2010 to 2018, I wasn’t paying myself to do this work. So Huey’s was paying the bills while I was building Restore Corps. For years, it wasn’t really a part time job. In 2017, I started shimmying down, but still needing to keep specific shifts.
It’s a lot of different things. Huey’s is community. Huey’s is family. Whether it’s the coworkers beside you, or even just the way that the sisters (*Huey’s owners) themselves constantly choose to leverage who they are and the capacity of their business to better Memphis. That has always and will always be an asset to me personally, as well as to Restore Corps. So I’ve just enjoyed continuing to be a part of the family. At some point with Huey’s, it just kind of becomes a part of your identity and who you are as a person to be in the Huey’s family.
I’ve even told my Restore Corps board and my husband that I hang onto Huey’s because in a weird way it’s self-care for me. To be able to go in and be alongside colleagues that the pressure of the moment is not intervening for a victim or changing someone’s life, but to just help someone enjoy their Monday or Friday night with a burger and a beer. So for me, it helps me check into joy a little bit more. Or at least be a facilitator of joy as opposed to intervener in crisis.
It really is an opportunity for a different kind of hospitality in who I am as a person, to be able to rest in a different way of interacting with our city. Even when everything’s hitting the fan and there’s a wait at the door, there’s still an adrenalin and joy in that moment of providing a place for people to find rest and a meal and community with one another, provide that place of hospitality for others to have the moment that they need from whatever is going on in their lives to be able to come in.
It really does help me check out. Even if I’m home, no matter what, my brain just spins on whatever is needed for Restore Corps, the story of the last victim or what victim might be about to face their trafficker in court. So it helps me literally have that pause and be focused on something else.
What is your best memory from Huey’s?
I just want to give a shoutout to so many of my coworkers and managers that will never be in the byline of what Restore Corps is, but from the top down, from the sisters to managers and coworkers, so many of them have played a part in Restore Corps. I’ll never forget driving to work one day and getting an interview request from a news station, and I’m on my way to clock in for a lunch shift. I get there and tell my coworkers, “Here’s the deal, I’m really sorry, I didn’t know what else to do – they’re going to be here to talk to me around lunch. I’m in it with you setting up the restaurant, but can somebody cover my section at 11 when they get here?” They’re unbelievable to help make that happen. One coworker, very stoically and honestly said, “I cannot do what you do, but I can help you do what you do.”

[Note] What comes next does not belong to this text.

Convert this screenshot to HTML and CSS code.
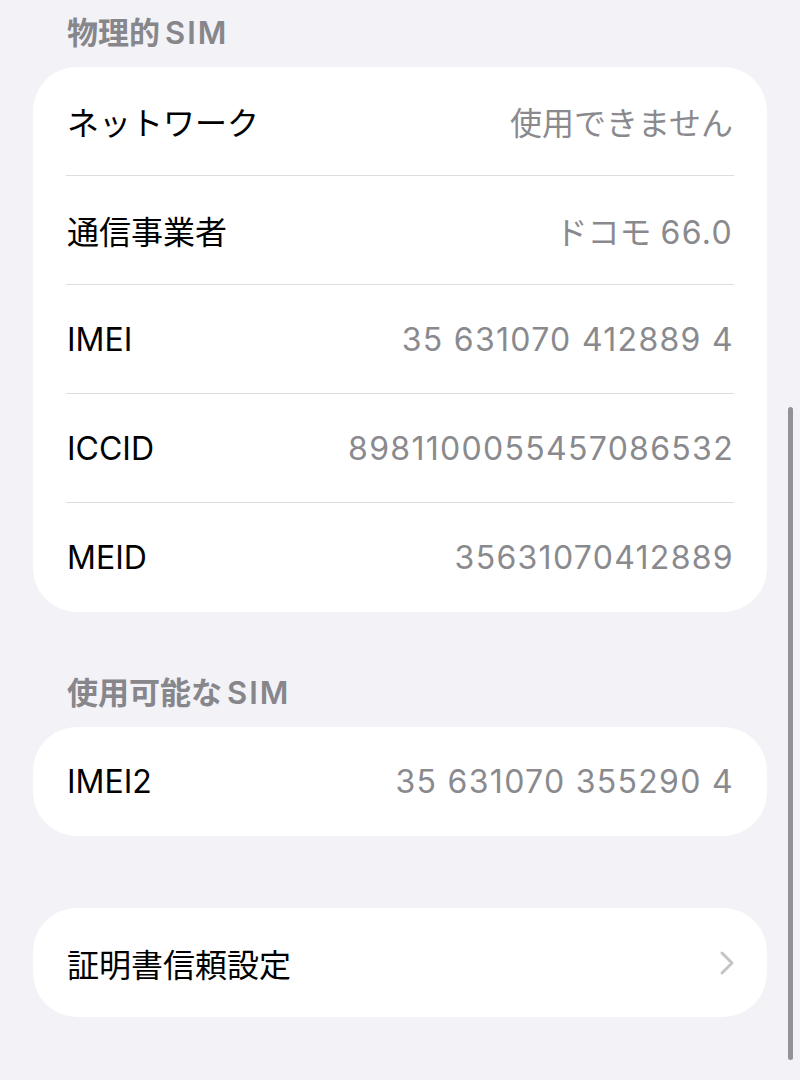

I think about how many managers over the years I’ve looked at and said, “The FBI is on the phone, or the attorney general’s office is on my phone – what can I do?” And they tell me to go away, get on my phone, do what I need to do while they cover my section. So Restore Corps has been a complete joint effort from way more people than I can count via Huey’s.
I’m tearing up thinking about that, and it may be silly to say that Restore Corps wouldn’t be Restore Corps without Huey’s, but they are exceptionally connected. Because there was no other way I would have been able to go from 2010 to 2018 without being paid by Restore Corps. And now just in the past couple of years, it’s been able to turn into a career. But everyone at Huey’s has made that possible. Everyone.
We have Huey’s staff on our volunteer roster who have put together furniture at our safe houses or painted walls or dug gardens or bartended events for us and it’s just been a true asset.